## Provided records

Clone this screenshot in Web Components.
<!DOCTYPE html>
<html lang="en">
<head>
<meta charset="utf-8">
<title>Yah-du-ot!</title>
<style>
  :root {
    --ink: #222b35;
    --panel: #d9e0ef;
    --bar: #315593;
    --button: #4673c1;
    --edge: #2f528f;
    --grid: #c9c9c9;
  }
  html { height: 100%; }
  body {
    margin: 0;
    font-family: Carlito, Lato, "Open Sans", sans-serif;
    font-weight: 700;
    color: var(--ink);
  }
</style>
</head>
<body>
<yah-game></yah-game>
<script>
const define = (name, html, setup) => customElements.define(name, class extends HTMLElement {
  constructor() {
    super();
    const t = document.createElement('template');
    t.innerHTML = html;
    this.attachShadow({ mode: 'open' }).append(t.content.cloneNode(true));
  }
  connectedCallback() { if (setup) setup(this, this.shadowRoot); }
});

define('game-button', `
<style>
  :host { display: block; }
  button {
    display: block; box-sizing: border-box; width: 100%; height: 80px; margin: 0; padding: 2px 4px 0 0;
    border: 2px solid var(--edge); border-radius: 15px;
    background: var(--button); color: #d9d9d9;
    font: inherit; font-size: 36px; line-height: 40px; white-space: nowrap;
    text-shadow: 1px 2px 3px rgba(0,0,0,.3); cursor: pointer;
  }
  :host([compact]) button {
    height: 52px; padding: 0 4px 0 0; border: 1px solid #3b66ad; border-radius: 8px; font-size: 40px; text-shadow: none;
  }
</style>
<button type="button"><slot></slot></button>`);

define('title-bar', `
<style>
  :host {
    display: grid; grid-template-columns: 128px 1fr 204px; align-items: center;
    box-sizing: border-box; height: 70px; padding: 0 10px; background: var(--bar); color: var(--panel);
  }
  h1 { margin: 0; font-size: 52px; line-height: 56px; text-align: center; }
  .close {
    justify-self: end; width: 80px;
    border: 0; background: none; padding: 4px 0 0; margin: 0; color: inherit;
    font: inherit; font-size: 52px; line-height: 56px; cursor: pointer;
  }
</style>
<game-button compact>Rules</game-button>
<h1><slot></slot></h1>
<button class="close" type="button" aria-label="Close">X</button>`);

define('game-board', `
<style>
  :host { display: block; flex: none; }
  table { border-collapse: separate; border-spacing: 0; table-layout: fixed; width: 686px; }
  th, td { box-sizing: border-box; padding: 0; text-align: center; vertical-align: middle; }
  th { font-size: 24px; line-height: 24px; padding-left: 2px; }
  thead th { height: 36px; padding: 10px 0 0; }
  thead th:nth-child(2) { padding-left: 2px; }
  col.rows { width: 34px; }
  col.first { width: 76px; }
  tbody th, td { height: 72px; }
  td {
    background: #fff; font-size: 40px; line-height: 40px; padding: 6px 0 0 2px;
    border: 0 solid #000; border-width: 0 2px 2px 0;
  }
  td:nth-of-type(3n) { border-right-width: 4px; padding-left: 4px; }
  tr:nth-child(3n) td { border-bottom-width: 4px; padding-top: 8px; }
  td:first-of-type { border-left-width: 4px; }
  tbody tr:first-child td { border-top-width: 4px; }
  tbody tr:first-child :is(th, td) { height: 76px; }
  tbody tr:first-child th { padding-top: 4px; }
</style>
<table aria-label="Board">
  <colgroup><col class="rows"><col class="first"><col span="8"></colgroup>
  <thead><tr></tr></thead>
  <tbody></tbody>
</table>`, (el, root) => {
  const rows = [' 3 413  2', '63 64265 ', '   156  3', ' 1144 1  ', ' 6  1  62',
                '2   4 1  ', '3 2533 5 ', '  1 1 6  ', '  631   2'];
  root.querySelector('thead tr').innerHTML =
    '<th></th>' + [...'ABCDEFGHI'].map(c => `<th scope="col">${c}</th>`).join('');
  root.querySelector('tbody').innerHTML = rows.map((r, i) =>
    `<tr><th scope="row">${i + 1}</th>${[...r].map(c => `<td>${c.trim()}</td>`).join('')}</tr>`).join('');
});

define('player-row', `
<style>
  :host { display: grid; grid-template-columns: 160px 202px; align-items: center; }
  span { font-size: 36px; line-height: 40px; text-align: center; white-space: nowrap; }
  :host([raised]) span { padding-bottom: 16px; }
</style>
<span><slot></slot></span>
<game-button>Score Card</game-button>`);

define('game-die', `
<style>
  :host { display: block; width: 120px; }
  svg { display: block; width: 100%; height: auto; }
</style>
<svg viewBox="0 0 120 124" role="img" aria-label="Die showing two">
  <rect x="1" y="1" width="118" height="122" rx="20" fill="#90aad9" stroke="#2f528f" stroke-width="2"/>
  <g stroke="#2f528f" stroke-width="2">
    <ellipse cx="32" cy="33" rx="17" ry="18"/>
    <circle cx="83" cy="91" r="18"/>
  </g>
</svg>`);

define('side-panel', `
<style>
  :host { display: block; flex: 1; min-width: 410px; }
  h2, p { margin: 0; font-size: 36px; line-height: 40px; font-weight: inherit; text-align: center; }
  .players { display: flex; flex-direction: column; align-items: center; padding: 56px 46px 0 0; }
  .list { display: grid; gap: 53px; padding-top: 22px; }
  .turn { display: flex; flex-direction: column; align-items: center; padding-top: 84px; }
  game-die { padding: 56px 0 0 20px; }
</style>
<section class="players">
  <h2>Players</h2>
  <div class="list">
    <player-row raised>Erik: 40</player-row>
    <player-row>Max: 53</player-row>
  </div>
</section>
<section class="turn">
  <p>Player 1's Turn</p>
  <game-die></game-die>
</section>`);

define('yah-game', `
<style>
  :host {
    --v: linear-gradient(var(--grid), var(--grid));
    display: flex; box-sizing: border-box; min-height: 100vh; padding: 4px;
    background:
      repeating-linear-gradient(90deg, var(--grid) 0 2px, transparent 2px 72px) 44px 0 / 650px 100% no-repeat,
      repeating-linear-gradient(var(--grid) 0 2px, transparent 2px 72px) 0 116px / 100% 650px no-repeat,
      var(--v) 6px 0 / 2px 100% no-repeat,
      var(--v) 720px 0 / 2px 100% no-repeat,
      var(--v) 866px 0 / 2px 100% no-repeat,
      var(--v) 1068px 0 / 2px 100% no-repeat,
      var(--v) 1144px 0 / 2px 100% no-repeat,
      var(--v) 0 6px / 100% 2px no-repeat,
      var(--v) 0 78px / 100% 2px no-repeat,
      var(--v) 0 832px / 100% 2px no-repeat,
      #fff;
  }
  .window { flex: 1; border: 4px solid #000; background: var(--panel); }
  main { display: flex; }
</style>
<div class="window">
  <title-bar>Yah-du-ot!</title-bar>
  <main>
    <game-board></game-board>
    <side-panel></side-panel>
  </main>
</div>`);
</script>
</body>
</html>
---
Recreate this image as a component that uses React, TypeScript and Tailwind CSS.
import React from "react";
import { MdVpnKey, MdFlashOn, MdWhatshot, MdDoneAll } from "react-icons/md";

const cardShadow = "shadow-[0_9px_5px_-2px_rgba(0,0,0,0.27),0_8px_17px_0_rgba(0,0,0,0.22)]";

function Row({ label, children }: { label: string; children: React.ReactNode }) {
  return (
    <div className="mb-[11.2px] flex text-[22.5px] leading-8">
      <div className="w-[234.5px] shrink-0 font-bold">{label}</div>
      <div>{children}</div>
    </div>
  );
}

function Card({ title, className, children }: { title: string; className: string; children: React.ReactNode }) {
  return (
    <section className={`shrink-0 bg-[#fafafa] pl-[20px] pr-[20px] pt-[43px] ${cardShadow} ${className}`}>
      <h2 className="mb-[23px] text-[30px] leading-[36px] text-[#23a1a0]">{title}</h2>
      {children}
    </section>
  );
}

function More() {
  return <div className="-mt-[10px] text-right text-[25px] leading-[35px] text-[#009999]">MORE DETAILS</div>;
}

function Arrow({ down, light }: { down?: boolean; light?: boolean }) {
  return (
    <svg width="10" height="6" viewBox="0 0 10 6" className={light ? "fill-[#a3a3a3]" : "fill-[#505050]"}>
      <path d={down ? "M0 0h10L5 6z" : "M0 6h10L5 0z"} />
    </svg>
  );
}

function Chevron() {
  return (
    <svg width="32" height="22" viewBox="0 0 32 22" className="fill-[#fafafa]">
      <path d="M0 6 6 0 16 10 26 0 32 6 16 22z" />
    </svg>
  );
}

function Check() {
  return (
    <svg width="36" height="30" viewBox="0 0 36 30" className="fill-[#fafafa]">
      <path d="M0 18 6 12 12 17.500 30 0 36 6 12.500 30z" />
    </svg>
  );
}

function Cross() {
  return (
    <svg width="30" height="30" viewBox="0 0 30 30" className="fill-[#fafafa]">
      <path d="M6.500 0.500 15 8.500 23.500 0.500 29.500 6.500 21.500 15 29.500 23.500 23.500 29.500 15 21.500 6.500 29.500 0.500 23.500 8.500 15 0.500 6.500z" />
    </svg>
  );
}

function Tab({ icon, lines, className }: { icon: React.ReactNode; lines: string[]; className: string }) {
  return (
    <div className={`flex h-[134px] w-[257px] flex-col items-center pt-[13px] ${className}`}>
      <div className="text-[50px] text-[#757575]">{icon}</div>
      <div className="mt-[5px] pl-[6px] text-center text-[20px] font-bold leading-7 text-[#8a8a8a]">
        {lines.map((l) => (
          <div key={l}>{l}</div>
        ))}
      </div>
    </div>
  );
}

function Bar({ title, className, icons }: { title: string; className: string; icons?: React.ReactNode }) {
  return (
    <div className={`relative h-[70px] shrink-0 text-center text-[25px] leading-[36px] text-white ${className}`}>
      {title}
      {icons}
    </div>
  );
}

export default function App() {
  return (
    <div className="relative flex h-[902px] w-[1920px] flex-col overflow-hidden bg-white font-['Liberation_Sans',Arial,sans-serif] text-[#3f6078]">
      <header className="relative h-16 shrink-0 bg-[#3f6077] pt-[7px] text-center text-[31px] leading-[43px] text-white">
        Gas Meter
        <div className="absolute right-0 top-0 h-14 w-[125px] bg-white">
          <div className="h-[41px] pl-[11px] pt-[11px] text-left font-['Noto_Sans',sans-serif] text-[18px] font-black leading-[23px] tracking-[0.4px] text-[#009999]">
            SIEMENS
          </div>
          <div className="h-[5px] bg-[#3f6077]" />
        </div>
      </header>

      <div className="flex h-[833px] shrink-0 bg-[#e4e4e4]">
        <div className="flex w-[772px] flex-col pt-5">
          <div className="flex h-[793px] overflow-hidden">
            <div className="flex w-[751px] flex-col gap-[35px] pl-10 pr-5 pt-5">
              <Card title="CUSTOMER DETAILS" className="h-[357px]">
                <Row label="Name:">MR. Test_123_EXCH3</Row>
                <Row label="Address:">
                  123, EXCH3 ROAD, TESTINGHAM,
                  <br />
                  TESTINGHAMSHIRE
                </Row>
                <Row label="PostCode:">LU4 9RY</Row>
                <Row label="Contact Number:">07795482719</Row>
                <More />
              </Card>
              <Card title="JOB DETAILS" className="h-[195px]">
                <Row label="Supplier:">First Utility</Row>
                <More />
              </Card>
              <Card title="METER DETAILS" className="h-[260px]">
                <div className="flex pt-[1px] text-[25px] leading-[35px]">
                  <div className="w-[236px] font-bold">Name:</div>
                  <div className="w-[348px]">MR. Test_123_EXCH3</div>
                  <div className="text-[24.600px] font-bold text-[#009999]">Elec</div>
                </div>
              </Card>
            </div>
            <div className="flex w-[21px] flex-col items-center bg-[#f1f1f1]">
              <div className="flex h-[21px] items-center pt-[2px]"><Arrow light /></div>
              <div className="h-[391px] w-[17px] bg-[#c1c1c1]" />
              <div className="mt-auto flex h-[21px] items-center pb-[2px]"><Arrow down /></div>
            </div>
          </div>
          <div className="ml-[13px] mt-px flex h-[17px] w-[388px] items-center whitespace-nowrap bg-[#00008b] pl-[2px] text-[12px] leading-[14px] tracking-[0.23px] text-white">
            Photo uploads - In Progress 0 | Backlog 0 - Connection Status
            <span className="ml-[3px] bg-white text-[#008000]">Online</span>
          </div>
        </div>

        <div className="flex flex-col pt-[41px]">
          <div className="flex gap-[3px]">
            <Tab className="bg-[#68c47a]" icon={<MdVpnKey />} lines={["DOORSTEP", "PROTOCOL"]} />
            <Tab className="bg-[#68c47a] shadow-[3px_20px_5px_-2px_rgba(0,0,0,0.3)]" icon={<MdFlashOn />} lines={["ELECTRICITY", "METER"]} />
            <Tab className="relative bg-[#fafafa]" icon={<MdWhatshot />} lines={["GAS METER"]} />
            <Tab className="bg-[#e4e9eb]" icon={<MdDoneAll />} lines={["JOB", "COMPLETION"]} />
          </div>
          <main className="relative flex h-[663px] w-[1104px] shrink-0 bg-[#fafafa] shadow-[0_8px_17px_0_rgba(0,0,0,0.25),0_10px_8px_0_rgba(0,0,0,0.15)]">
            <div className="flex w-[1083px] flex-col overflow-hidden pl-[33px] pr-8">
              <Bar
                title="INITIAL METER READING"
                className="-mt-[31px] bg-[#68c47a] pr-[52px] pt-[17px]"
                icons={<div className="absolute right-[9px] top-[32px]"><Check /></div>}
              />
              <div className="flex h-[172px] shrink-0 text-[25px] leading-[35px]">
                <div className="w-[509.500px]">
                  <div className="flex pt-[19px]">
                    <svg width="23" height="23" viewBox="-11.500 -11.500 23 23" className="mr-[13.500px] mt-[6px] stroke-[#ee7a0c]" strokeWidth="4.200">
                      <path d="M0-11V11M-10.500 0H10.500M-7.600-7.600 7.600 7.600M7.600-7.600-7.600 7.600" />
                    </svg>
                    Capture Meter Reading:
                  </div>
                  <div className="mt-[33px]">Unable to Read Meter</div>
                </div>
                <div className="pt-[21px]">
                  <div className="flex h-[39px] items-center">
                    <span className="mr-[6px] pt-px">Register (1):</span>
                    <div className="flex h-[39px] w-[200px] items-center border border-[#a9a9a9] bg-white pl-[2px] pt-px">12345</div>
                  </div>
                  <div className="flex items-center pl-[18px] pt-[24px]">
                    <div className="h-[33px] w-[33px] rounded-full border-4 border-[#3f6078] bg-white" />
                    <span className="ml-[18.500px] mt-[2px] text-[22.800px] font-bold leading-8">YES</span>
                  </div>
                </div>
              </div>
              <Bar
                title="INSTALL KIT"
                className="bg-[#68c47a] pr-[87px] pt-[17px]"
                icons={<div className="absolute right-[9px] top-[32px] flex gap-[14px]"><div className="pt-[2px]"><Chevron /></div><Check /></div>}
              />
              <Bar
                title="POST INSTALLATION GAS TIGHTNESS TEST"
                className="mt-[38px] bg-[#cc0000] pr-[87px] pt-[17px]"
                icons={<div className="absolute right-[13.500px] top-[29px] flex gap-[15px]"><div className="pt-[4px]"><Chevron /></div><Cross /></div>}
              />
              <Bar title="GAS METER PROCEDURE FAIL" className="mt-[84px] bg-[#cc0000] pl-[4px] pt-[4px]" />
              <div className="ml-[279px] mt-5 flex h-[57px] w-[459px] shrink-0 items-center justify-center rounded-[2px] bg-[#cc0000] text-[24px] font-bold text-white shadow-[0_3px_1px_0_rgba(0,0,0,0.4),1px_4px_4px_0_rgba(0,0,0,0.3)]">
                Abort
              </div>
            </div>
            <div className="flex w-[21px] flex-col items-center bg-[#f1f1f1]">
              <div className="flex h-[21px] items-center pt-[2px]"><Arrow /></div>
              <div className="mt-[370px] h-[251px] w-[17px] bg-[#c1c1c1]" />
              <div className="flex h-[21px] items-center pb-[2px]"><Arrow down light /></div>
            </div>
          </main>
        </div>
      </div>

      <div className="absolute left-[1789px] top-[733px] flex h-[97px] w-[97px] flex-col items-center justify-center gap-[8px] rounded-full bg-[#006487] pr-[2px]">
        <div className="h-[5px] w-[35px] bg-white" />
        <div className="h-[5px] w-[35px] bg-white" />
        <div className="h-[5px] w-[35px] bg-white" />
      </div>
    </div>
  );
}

## Exercise directions
Pick out, from the lines above, every one that contains the string "this".

## Problem solution
Clone this screenshot in Web Components.
    this.attachShadow({ mode: 'open' }).append(t.content.cloneNode(true));
  connectedCallback() { if (setup) setup(this, this.shadowRoot); }
Recreate this image as a component that uses React, TypeScript and Tailwind CSS.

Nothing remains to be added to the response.